━━━━━ Input material ━━━━━

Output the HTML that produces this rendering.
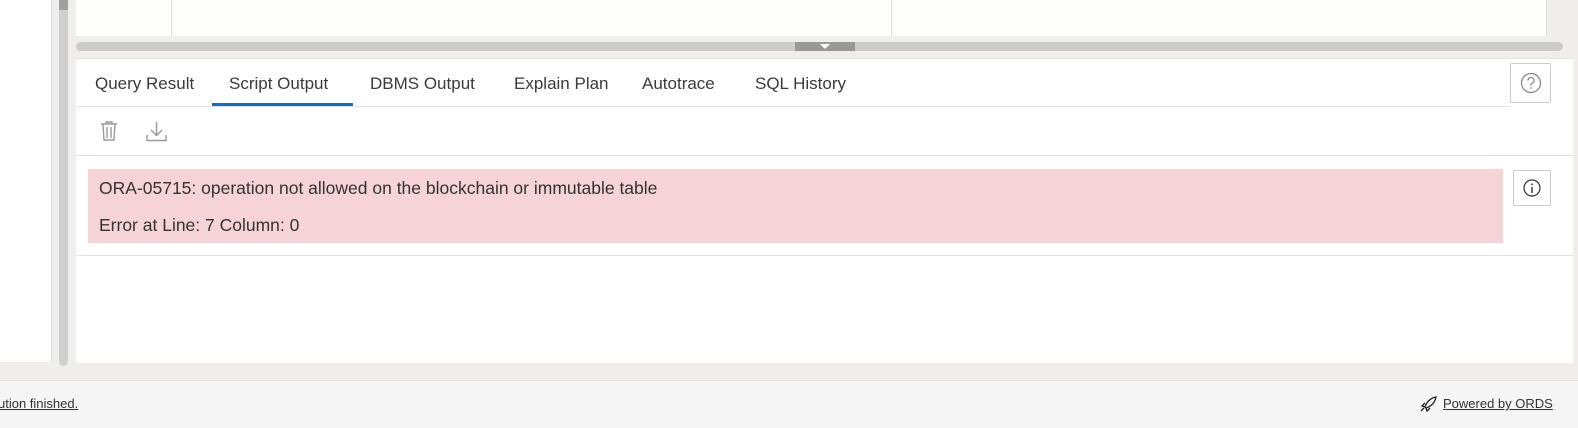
<!DOCTYPE html>
<html><head><style>
*{margin:0;padding:0;box-sizing:border-box}
body{width:1578px;height:428px;background:#efeeed;font-family:"Segoe UI","Liberation Sans",sans-serif;position:relative;overflow:hidden;color:#333}
.a{position:absolute}
.tab{position:absolute;top:74px;font-size:17px;color:#3a3a3a}
</style></head><body>
<div class="a" style="left:0;top:0;width:52px;height:362px;background:#fff;border-right:1px solid #ddd;border-bottom-right-radius:3px"></div>
<div class="a" style="left:59px;top:0;width:9px;height:366px;background:#cfcfcf;border-radius:0 0 5px 5px"></div>
<div class="a" style="left:59px;top:0;width:9px;height:10px;background:#a0a0a0"></div>
<div class="a" style="left:76px;top:0;width:1470px;height:36px;background:#fefefd"></div>
<div class="a" style="left:171px;top:0;width:1px;height:36px;background:#ddd"></div>
<div class="a" style="left:891px;top:0;width:1px;height:36px;background:#ddd"></div>
<div class="a" style="left:1546px;top:0;width:1px;height:36px;background:#ddd"></div>
<div class="a" style="left:76px;top:42px;width:1487px;height:9px;background:#cbcbcb;border-radius:5px"></div>
<div class="a" style="left:795px;top:42px;width:60px;height:9px;background:#999"></div>
<div class="a" style="left:820px;top:44px;width:0;height:0;border-left:5px solid transparent;border-right:5px solid transparent;border-top:5px solid #fff"></div>
<div class="a" style="left:76px;top:58px;width:1497px;height:305px;background:#fff;border-top:1px solid #e2e2e2"></div>
<div class="tab" style="left:95px">Query Result</div>
<div class="tab" style="left:229px">Script Output</div>
<div class="tab" style="left:370px">DBMS Output</div>
<div class="tab" style="left:514px">Explain Plan</div>
<div class="tab" style="left:642px">Autotrace</div>
<div class="tab" style="left:755px">SQL History</div>
<div class="a" style="left:212px;top:103px;width:141px;height:3px;background:#0572ce"></div>
<div class="a" style="left:76px;top:106px;width:1434px;height:1px;background:#e2e2e2"></div>
<div class="a" style="left:1510px;top:63px;width:41px;height:40px;border:1px solid #ccc;border-radius:2px"></div>
<svg class="a" style="left:1520px;top:72px" width="22" height="22" viewBox="0 0 22 22"><circle cx="11" cy="11" r="9.5" fill="none" stroke="#888" stroke-width="1.3"/><path d="M8 8.5a3 3 0 1 1 4 2.8c-.8.4-1 .9-1 1.7v.8" fill="none" stroke="#888" stroke-width="1.3"/><circle cx="11" cy="16" r=".9" fill="#888"/></svg>
<svg class="a" style="left:99px;top:120px" width="20" height="22" viewBox="0 0 20 22"><path d="M2 4h16M7 4V2h6v2M4 4l1 16h10l1-16M8 7v11M12 7v11" fill="none" stroke="#999" stroke-width="1.4"/></svg>
<svg class="a" style="left:146px;top:121px" width="21" height="21" viewBox="0 0 21 21"><path d="M10.5 1v13M5 9l5.5 5.5L16 9M1 14v5.5h19V14" fill="none" stroke="#999" stroke-width="1.4"/></svg>
<div class="a" style="left:76px;top:155px;width:1497px;height:1px;background:#e2e2e2"></div>
<div class="a" style="left:88px;top:169px;width:1415px;height:74px;background:#f6d3d6"></div>
<div class="a" style="left:99px;top:178px;font-size:17.5px;color:#333">ORA-05715: operation not allowed on the blockchain or immutable table</div>
<div class="a" style="left:99px;top:215px;font-size:17.5px;color:#333">Error at Line: 7 Column: 0</div>
<div class="a" style="left:1513px;top:170px;width:38px;height:36px;border:1px solid #ccc;border-radius:2px"></div>
<svg class="a" style="left:1522px;top:178px" width="20" height="20" viewBox="0 0 20 20"><circle cx="10" cy="10" r="8" fill="none" stroke="#333" stroke-width="1.2"/><path d="M10 9v6" stroke="#333" stroke-width="1.4"/><circle cx="10" cy="6.3" r=".9" fill="#333"/></svg>
<div class="a" style="left:76px;top:255px;width:1497px;height:1px;background:#e2e2e2"></div>
<div class="a" style="left:0;top:380px;width:1578px;height:48px;background:#f5f5f5;border-top:1px solid #e4e4e4"></div>
<div class="a" style="left:-2px;top:396px;font-size:13px;color:#333;text-decoration:underline">ution finished.</div>
<svg class="a" style="left:1418px;top:396px" width="20" height="17" viewBox="0 0 20 17"><path d="M7 11C9 5 13 2 18 1c-1 5-4 9-10 11zM7 11l-3-1 3-3M8 12l1 3 3-3M6 12l-3 3" fill="none" stroke="#222" stroke-width="1.3"/></svg>
<div class="a" style="left:1443px;top:396px;font-size:13px;color:#333;text-decoration:underline">Powered by ORDS</div>
</body></html>
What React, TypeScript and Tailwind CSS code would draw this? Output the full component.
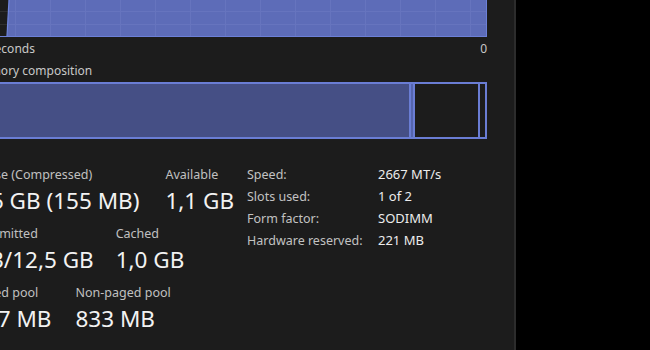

━━━━━

> Request:
Output the entries above exactly, without their pictures.

> Expected output:
Output the HTML that produces this rendering.
<!DOCTYPE html>
<html><head><style>
*{margin:0;padding:0;box-sizing:border-box}
body{width:1578px;height:428px;background:#efeeed;font-family:"Segoe UI","Liberation Sans",sans-serif;position:relative;overflow:hidden;color:#333}
.a{position:absolute}
.tab{position:absolute;top:74px;font-size:17px;color:#3a3a3a}
</style></head><body>
<div class="a" style="left:0;top:0;width:52px;height:362px;background:#fff;border-right:1px solid #ddd;border-bottom-right-radius:3px"></div>
<div class="a" style="left:59px;top:0;width:9px;height:366px;background:#cfcfcf;border-radius:0 0 5px 5px"></div>
<div class="a" style="left:59px;top:0;width:9px;height:10px;background:#a0a0a0"></div>
<div class="a" style="left:76px;top:0;width:1470px;height:36px;background:#fefefd"></div>
<div class="a" style="left:171px;top:0;width:1px;height:36px;background:#ddd"></div>
<div class="a" style="left:891px;top:0;width:1px;height:36px;background:#ddd"></div>
<div class="a" style="left:1546px;top:0;width:1px;height:36px;background:#ddd"></div>
<div class="a" style="left:76px;top:42px;width:1487px;height:9px;background:#cbcbcb;border-radius:5px"></div>
<div class="a" style="left:795px;top:42px;width:60px;height:9px;background:#999"></div>
<div class="a" style="left:820px;top:44px;width:0;height:0;border-left:5px solid transparent;border-right:5px solid transparent;border-top:5px solid #fff"></div>
<div class="a" style="left:76px;top:58px;width:1497px;height:305px;background:#fff;border-top:1px solid #e2e2e2"></div>
<div class="tab" style="left:95px">Query Result</div>
<div class="tab" style="left:229px">Script Output</div>
<div class="tab" style="left:370px">DBMS Output</div>
<div class="tab" style="left:514px">Explain Plan</div>
<div class="tab" style="left:642px">Autotrace</div>
<div class="tab" style="left:755px">SQL History</div>
<div class="a" style="left:212px;top:103px;width:141px;height:3px;background:#0572ce"></div>
<div class="a" style="left:76px;top:106px;width:1434px;height:1px;background:#e2e2e2"></div>
<div class="a" style="left:1510px;top:63px;width:41px;height:40px;border:1px solid #ccc;border-radius:2px"></div>
<svg class="a" style="left:1520px;top:72px" width="22" height="22" viewBox="0 0 22 22"><circle cx="11" cy="11" r="9.5" fill="none" stroke="#888" stroke-width="1.3"/><path d="M8 8.5a3 3 0 1 1 4 2.8c-.8.4-1 .9-1 1.7v.8" fill="none" stroke="#888" stroke-width="1.3"/><circle cx="11" cy="16" r=".9" fill="#888"/></svg>
<svg class="a" style="left:99px;top:120px" width="20" height="22" viewBox="0 0 20 22"><path d="M2 4h16M7 4V2h6v2M4 4l1 16h10l1-16M8 7v11M12 7v11" fill="none" stroke="#999" stroke-width="1.4"/></svg>
<svg class="a" style="left:146px;top:121px" width="21" height="21" viewBox="0 0 21 21"><path d="M10.5 1v13M5 9l5.5 5.5L16 9M1 14v5.5h19V14" fill="none" stroke="#999" stroke-width="1.4"/></svg>
<div class="a" style="left:76px;top:155px;width:1497px;height:1px;background:#e2e2e2"></div>
<div class="a" style="left:88px;top:169px;width:1415px;height:74px;background:#f6d3d6"></div>
<div class="a" style="left:99px;top:178px;font-size:17.5px;color:#333">ORA-05715: operation not allowed on the blockchain or immutable table</div>
<div class="a" style="left:99px;top:215px;font-size:17.5px;color:#333">Error at Line: 7 Column: 0</div>
<div class="a" style="left:1513px;top:170px;width:38px;height:36px;border:1px solid #ccc;border-radius:2px"></div>
<svg class="a" style="left:1522px;top:178px" width="20" height="20" viewBox="0 0 20 20"><circle cx="10" cy="10" r="8" fill="none" stroke="#333" stroke-width="1.2"/><path d="M10 9v6" stroke="#333" stroke-width="1.4"/><circle cx="10" cy="6.3" r=".9" fill="#333"/></svg>
<div class="a" style="left:76px;top:255px;width:1497px;height:1px;background:#e2e2e2"></div>
<div class="a" style="left:0;top:380px;width:1578px;height:48px;background:#f5f5f5;border-top:1px solid #e4e4e4"></div>
<div class="a" style="left:-2px;top:396px;font-size:13px;color:#333;text-decoration:underline">ution finished.</div>
<svg class="a" style="left:1418px;top:396px" width="20" height="17" viewBox="0 0 20 17"><path d="M7 11C9 5 13 2 18 1c-1 5-4 9-10 11zM7 11l-3-1 3-3M8 12l1 3 3-3M6 12l-3 3" fill="none" stroke="#222" stroke-width="1.3"/></svg>
<div class="a" style="left:1443px;top:396px;font-size:13px;color:#333;text-decoration:underline">Powered by ORDS</div>
</body></html>
What React, TypeScript and Tailwind CSS code would draw this? Output the full component.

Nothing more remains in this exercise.